__Your instructions__
Copy exactly the lines that run from the top of the listing to the line containing "import React from", both ends included, and omit the pictures.

(Excerpt from a dataset)
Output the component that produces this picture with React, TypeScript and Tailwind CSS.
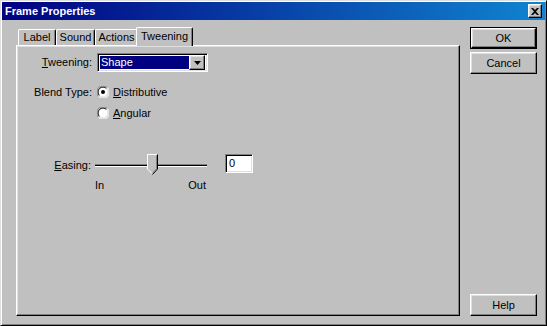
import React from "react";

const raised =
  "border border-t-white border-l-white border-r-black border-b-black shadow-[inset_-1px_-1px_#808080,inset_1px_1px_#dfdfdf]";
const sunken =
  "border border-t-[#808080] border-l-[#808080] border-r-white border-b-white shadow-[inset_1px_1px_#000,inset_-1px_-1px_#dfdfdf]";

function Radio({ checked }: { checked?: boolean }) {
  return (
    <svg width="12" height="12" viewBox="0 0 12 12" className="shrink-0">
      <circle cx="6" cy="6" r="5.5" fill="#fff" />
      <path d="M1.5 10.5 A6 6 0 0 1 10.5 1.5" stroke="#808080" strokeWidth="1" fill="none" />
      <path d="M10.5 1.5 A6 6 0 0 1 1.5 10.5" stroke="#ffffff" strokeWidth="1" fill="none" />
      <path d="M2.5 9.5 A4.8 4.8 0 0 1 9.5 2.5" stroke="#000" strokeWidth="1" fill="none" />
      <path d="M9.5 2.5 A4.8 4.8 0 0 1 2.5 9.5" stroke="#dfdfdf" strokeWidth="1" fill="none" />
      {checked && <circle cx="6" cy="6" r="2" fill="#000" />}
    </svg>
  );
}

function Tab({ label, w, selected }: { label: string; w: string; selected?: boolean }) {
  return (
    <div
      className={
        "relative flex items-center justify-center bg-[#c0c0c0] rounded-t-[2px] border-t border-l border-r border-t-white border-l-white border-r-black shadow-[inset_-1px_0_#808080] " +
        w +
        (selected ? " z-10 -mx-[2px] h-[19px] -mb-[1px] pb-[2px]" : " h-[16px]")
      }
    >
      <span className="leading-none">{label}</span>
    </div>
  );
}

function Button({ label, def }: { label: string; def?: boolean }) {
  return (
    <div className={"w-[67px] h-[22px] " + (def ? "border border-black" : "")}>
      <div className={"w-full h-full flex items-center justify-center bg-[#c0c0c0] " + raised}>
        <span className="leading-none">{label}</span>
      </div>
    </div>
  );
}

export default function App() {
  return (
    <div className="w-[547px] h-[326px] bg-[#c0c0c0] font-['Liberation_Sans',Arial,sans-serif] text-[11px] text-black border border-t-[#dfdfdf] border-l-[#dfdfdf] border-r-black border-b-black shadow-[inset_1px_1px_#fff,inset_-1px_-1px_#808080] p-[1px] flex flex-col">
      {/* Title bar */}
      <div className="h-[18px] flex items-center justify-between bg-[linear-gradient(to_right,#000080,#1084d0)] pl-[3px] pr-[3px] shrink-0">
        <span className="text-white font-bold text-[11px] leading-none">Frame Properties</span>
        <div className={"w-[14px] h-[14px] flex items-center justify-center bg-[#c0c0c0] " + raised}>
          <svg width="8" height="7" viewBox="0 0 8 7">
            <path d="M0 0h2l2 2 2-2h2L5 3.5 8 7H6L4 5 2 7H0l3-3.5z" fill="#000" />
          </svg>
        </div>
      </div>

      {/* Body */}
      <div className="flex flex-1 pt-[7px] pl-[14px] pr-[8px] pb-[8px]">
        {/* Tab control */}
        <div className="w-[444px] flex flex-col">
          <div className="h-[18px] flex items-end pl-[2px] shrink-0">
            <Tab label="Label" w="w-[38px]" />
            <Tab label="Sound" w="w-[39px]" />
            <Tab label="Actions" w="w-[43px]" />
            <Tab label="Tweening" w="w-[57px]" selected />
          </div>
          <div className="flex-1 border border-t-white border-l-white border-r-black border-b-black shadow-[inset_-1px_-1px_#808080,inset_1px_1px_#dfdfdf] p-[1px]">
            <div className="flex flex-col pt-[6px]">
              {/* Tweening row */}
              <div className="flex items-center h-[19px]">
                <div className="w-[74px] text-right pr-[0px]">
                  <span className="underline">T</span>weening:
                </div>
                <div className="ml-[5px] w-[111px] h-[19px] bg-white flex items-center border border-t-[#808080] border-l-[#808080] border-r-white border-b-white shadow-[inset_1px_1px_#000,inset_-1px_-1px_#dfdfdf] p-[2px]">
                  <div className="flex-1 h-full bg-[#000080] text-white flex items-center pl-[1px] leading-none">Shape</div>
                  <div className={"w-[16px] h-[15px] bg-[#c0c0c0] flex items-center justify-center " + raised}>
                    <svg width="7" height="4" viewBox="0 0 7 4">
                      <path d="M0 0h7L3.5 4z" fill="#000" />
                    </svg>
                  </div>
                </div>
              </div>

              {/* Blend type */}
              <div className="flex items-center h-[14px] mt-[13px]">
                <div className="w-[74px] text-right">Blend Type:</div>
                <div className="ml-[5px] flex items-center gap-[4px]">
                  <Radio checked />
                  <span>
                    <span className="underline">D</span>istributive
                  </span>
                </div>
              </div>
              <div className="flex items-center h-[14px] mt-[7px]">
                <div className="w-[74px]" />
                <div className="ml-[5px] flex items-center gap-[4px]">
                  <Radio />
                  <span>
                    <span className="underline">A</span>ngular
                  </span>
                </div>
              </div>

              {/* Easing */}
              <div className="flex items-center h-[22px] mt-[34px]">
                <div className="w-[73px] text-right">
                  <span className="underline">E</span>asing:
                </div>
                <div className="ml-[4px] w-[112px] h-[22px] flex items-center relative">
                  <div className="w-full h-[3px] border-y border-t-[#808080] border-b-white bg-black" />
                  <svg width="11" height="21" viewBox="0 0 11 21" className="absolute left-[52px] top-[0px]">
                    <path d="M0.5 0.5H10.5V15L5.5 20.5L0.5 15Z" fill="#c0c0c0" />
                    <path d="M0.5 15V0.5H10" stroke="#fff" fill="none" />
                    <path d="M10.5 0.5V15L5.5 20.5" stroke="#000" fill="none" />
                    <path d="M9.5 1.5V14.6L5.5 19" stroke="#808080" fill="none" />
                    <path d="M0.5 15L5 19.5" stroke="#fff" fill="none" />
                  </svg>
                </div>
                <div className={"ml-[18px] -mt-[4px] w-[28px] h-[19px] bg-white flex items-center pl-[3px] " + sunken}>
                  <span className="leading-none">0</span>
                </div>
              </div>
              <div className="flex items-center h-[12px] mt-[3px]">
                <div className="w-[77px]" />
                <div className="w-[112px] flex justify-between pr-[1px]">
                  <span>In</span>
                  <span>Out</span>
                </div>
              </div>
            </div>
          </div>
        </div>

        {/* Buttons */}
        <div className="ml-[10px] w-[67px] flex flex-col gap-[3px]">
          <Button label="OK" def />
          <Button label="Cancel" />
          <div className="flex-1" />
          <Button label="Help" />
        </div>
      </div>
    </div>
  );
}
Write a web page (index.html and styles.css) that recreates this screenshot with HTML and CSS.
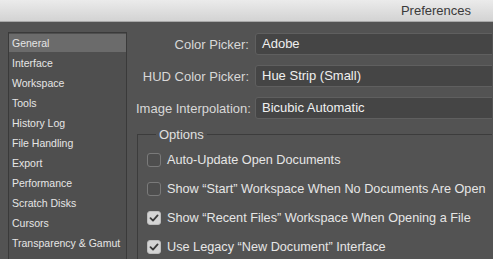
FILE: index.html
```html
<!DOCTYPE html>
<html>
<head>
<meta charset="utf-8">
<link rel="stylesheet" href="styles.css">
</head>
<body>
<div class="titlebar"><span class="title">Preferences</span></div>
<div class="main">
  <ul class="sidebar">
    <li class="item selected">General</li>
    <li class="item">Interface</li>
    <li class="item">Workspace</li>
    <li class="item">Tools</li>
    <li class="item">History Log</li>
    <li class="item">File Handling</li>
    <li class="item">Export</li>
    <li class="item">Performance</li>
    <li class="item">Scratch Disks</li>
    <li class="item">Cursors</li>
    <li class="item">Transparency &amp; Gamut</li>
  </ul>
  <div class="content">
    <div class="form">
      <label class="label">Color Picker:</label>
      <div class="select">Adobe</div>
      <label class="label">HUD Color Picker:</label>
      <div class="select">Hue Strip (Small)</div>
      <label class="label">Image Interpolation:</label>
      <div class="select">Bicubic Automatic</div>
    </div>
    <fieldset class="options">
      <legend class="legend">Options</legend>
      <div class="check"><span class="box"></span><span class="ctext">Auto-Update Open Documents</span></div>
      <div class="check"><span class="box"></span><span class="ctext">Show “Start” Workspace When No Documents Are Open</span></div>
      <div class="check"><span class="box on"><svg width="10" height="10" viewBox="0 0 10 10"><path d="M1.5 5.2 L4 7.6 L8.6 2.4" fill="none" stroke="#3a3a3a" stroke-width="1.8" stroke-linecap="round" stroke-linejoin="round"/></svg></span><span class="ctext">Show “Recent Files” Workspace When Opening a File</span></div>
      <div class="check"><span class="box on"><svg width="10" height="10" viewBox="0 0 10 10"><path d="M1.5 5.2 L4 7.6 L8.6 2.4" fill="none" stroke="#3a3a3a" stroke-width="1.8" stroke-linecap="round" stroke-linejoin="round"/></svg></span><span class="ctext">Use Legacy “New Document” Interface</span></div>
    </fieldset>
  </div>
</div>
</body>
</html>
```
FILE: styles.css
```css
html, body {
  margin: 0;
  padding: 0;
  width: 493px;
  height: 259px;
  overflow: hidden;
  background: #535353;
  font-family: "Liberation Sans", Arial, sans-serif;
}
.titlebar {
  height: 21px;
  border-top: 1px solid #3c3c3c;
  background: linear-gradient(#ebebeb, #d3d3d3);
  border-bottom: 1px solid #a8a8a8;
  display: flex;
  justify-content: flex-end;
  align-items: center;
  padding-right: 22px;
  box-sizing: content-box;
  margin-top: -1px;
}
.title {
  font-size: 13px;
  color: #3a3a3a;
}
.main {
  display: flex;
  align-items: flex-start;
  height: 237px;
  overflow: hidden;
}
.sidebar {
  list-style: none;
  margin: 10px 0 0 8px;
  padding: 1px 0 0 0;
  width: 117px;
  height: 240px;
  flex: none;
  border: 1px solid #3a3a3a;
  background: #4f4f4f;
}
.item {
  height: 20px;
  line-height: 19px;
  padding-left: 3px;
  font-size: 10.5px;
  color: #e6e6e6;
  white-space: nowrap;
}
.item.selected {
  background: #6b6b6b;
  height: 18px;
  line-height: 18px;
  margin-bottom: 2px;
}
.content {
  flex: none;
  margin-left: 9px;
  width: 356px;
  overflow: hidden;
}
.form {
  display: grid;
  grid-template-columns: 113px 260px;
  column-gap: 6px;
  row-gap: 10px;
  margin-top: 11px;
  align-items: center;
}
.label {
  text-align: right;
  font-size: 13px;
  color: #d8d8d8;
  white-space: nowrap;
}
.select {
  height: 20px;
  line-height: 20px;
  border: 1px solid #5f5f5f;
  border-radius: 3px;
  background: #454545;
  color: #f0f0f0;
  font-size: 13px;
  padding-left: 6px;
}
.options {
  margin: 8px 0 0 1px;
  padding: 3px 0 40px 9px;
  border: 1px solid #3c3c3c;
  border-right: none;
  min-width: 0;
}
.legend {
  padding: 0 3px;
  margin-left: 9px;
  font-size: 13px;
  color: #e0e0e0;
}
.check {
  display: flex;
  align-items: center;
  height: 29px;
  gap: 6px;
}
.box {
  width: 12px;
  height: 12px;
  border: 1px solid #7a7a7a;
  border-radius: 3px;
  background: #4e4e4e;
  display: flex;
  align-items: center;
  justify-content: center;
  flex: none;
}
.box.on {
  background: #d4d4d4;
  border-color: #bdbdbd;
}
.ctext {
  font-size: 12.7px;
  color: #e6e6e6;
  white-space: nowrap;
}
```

__Expected output__
Output the component that produces this picture with React, TypeScript and Tailwind CSS.
import React from "react";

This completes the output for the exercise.